** start Records for processing **

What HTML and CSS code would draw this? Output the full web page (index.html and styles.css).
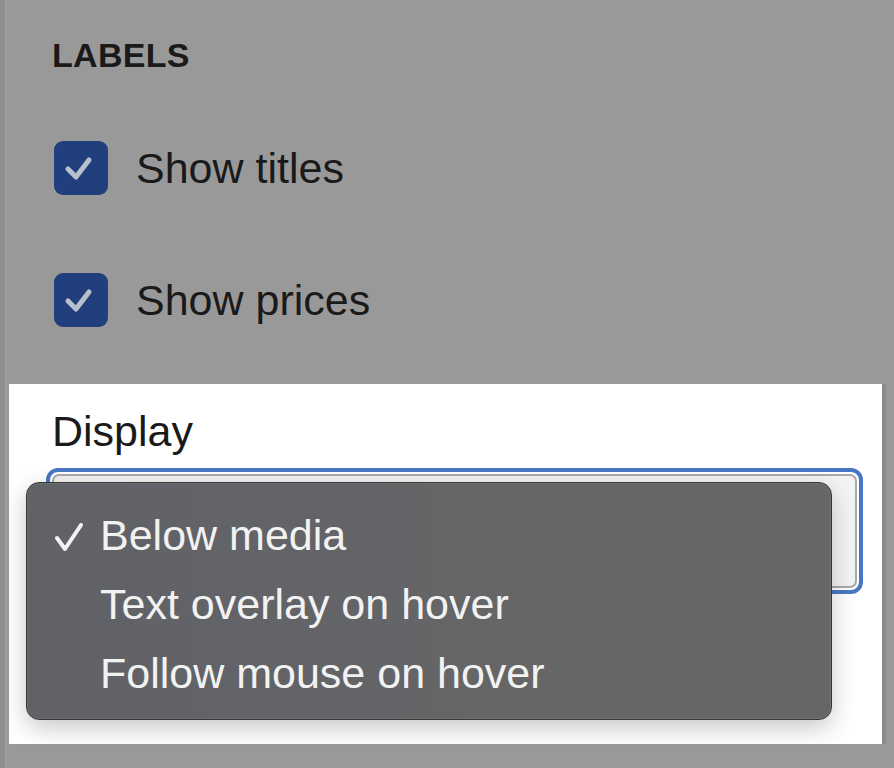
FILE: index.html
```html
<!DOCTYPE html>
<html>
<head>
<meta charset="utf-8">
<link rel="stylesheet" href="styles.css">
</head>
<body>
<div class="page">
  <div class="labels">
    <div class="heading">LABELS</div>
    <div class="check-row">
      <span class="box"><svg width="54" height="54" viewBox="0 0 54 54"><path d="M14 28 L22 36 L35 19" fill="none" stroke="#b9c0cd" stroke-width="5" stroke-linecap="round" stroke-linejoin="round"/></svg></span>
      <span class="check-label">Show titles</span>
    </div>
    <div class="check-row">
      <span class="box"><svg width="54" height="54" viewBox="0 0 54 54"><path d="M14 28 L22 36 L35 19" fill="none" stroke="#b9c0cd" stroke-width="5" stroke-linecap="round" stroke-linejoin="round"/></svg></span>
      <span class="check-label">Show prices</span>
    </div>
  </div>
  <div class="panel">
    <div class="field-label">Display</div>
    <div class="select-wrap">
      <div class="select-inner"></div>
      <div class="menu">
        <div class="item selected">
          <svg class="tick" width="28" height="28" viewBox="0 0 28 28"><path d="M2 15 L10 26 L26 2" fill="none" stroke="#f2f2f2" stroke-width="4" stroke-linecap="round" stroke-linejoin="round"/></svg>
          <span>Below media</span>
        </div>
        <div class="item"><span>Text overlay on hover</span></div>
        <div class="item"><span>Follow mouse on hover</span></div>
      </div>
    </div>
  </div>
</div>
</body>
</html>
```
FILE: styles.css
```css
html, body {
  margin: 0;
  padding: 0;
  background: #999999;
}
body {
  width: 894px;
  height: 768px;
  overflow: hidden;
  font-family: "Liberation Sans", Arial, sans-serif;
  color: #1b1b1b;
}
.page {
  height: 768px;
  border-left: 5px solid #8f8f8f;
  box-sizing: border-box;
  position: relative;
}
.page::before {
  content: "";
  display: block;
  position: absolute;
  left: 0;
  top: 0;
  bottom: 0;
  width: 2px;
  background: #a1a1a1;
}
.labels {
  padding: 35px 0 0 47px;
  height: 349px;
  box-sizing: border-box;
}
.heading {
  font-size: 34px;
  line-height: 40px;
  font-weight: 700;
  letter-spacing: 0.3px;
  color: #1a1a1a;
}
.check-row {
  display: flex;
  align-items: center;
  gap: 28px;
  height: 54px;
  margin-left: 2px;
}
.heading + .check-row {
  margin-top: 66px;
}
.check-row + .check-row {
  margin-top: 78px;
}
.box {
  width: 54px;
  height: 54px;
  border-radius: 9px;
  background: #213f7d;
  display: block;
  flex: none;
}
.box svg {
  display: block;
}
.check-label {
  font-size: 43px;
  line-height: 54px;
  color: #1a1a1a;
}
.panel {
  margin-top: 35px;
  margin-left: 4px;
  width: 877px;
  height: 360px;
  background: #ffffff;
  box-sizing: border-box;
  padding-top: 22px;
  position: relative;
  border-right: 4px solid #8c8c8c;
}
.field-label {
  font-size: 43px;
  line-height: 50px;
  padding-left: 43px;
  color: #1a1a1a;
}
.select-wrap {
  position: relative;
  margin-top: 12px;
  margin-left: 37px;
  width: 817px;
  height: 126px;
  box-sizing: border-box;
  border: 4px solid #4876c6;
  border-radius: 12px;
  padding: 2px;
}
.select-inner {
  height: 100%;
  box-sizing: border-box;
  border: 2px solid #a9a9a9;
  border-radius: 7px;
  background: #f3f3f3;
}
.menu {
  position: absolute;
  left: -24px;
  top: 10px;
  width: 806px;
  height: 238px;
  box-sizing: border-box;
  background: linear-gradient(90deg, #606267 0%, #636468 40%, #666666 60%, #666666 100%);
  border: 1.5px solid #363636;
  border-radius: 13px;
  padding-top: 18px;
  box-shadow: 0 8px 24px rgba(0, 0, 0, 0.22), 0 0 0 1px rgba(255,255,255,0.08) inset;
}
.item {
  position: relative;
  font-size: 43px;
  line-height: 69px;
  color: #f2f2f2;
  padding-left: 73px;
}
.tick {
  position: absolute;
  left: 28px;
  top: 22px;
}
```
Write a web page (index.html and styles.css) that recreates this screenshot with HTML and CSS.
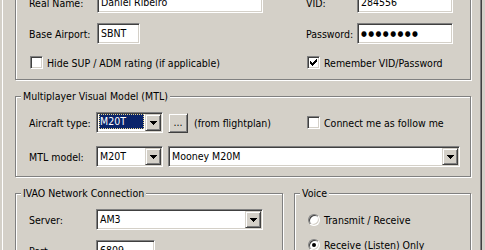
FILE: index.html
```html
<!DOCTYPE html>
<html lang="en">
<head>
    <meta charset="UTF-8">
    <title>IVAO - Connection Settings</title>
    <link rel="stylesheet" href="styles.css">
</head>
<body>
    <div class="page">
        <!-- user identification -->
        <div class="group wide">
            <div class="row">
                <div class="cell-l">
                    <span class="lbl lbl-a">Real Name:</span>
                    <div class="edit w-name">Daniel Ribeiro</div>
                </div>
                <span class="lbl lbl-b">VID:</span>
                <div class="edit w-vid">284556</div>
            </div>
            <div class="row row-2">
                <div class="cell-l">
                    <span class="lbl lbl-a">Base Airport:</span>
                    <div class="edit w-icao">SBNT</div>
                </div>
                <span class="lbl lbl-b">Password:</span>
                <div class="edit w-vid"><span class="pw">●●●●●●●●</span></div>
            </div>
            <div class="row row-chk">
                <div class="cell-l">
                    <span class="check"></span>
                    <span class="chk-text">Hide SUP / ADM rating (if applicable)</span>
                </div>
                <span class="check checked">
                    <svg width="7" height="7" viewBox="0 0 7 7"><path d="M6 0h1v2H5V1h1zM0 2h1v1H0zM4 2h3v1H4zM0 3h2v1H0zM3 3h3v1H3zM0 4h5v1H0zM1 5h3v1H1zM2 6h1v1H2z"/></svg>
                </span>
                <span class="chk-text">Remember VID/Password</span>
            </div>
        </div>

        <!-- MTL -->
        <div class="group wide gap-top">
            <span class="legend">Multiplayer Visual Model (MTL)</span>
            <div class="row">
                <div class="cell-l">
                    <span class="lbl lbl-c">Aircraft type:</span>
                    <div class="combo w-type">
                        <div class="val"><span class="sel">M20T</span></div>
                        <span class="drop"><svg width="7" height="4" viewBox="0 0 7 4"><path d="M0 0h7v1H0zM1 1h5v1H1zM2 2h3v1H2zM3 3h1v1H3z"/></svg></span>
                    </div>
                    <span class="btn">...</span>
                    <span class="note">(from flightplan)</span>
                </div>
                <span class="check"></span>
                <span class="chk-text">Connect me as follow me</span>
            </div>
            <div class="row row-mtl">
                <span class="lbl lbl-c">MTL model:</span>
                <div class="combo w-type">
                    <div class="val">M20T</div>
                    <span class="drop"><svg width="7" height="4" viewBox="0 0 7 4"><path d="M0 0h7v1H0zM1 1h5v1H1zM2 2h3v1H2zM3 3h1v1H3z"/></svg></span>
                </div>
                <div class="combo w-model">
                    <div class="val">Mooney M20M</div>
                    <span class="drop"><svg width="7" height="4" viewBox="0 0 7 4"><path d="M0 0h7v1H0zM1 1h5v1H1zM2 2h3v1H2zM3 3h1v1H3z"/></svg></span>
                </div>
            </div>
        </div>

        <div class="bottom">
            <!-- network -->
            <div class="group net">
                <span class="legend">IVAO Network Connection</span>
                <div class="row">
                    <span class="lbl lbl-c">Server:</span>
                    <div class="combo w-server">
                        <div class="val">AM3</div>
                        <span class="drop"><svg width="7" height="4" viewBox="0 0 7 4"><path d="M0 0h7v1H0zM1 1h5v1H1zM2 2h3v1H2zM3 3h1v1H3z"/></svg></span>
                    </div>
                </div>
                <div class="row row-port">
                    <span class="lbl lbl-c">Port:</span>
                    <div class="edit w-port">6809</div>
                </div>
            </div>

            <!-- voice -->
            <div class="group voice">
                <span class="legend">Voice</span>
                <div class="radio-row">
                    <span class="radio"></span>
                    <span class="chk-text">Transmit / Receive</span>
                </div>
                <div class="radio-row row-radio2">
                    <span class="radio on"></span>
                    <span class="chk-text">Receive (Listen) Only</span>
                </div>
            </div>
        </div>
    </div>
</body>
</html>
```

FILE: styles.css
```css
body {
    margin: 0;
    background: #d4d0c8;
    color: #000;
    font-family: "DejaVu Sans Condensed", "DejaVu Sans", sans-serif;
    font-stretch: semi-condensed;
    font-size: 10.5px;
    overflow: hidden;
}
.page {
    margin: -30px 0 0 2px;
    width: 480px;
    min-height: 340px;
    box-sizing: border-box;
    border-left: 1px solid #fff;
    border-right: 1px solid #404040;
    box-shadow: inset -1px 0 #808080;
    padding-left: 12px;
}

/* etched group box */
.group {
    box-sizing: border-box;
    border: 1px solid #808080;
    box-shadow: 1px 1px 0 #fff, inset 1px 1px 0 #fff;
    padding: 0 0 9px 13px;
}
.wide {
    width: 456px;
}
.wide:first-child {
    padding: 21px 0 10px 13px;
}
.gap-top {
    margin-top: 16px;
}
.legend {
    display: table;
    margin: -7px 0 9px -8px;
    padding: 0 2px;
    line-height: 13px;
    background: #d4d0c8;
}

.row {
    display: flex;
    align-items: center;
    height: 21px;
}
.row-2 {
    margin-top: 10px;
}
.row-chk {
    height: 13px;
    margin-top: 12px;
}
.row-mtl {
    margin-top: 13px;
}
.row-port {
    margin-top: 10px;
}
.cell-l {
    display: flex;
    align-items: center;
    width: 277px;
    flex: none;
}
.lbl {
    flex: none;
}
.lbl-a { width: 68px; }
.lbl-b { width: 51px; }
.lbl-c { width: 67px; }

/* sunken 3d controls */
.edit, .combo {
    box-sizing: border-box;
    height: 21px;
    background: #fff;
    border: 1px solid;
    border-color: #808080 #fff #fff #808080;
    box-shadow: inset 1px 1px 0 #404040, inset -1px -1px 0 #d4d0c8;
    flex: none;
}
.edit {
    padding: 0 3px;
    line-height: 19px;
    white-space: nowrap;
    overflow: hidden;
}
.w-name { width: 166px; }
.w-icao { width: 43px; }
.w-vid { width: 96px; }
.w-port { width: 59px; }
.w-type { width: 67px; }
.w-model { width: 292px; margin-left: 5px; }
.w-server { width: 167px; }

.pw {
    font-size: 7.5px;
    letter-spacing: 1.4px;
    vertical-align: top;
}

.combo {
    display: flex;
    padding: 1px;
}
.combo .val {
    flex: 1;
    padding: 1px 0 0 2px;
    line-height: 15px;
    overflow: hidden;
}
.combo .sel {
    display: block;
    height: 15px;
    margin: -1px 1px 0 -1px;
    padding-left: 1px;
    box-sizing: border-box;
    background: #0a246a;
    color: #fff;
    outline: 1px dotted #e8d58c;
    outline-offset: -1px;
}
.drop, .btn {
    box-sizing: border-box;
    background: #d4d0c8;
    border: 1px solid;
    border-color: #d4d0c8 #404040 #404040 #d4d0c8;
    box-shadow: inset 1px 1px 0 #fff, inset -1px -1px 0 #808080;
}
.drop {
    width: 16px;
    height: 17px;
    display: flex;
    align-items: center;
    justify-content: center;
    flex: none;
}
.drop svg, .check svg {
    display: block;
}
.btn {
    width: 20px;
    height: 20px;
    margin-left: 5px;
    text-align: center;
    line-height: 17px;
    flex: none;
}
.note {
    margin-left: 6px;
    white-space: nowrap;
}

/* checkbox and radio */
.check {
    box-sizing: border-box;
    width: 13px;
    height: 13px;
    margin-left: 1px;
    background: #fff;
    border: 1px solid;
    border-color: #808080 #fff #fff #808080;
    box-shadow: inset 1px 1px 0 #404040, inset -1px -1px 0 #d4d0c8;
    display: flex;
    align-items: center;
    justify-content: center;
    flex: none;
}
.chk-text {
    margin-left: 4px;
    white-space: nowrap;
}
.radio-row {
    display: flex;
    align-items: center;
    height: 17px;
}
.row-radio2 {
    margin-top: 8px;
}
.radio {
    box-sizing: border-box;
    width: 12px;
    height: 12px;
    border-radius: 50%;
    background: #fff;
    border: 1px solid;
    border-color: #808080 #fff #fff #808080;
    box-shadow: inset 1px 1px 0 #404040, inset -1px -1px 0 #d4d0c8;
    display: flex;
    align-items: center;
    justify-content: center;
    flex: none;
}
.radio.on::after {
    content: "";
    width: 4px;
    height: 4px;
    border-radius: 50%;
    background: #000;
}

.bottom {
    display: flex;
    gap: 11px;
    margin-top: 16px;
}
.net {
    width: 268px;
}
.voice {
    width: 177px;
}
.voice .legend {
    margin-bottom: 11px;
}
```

** end Records for processing **

## Instructions to follow
Locate the lines above that hold the word "index". Show every one of them.

## Finished exercise
What HTML and CSS code would draw this? Output the full web page (index.html and styles.css).
FILE: index.html
Write a web page (index.html and styles.css) that recreates this screenshot with HTML and CSS.
FILE: index.html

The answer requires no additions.